Por otra parte, los avances tecnológicos han causado una pérdida masiva de funciones que venían a ocupar los individuos con menores cualificaciones, y que, además, cuando subsisten, se pueden acabar considerando como vergonzosos o indignos (abriendo vetas hacia la entrada de la inmigración y el subempleo).
No es posible, en fin, admitir que la hipotética superior cualificación de algunos pocos justifica sus altas remuneraciones. A pesar del oscurantismo en que se intentan mover las cifras de honorarios, salarios y primas compensatorias de los altos ejecutivos, se reconoce que sus ingresos alcanzan cifras que no guardan lógica alguna respecto a las de los escalones técnicamente cualificados.
No hace falta tener mucha imaginación para suponer que se remunera una fidelidad y el ejercicio de salvaguarda de los secretos e intimidades más oscuros de sus grupos y empresas.
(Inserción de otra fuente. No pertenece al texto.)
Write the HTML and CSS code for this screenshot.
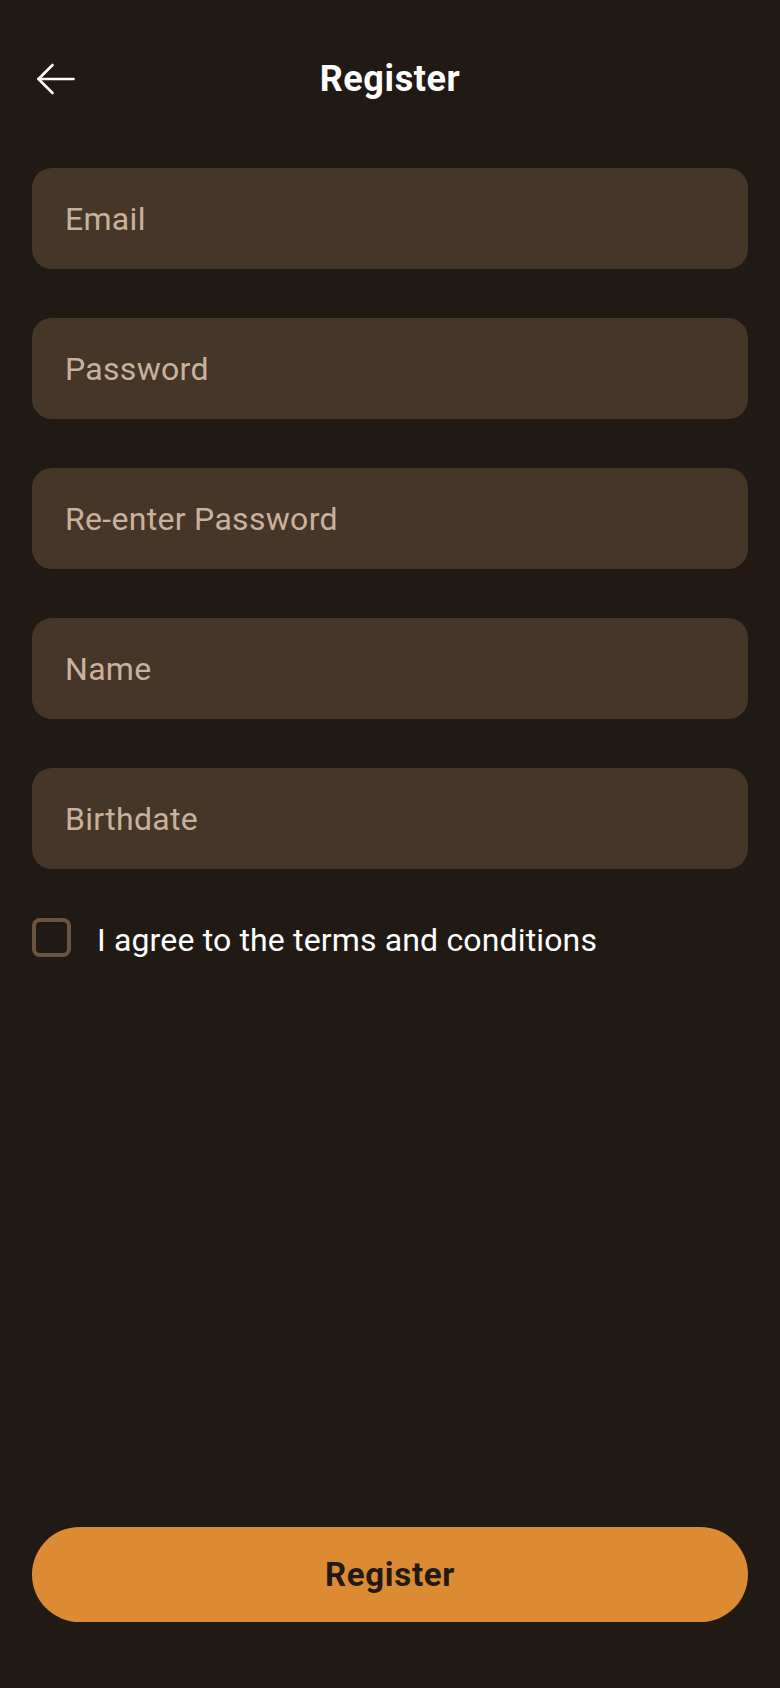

Mientras la mayoría de la sociedad civil anda preocupada por resolver las tensiones provocadas por la crisis económica entre el empleo y las prestaciones sociales, buscando pactos y acuerdos cuya naturaleza exacta el individuo de a pié (entre los que nos encontramos, con orgullo) no alcanza a precisar, nos permitimos lanzar la mirada hacia la complejidad de elementos que han configurado una estructura de capital y trabajo.
Una estructura fundamentalmente insolidaria, que permite, a pesar de todas las buenas palabras, sostener como forma axial del sostenimiento familiar la remuneración por el trabajo. El salario viene decidido, no por el mérito o por la eficacia, ni tampoco por los intereses de la sociedad en su conjunto, sino, con señalada frecuencia, por los intereses específicos del capital y las decisiones de sus gestores, bien compensados éstos por su labor de guardianes del secreto.
Las mujeres y los jóvenes se han convertido en elemento de cambio del mercado laboral. Su incorporación favorece, no a las familias, no a la productividad global, sino a la renatabilidad viciosa del sistema capitalista.
Si queremos avanzar tomando medidas efectivas para corregir las malformaciones del sistema, analícese el conjunto de la estructura económico salarial, su reparto por subsistemas productivos, el coste de la asistencia social y cómo afecta a las cualificaciones laborales, y realícese una reflexión seria y completa acerca de lo que deseamos conservar y lo que es necesario apoyar preferentemente en nuestra economía.
El mercado, por sí solo, tampoco funciona en este concreto aspecto. Y los cursos de capacitación en jardinería, peluquería, monitores turísticos o soldadura -por ejemplo- no son más que engañiflas de los que los proponen para quienes los ven como una solución para conseguir un bien imprescindible: un trabajo remunerado.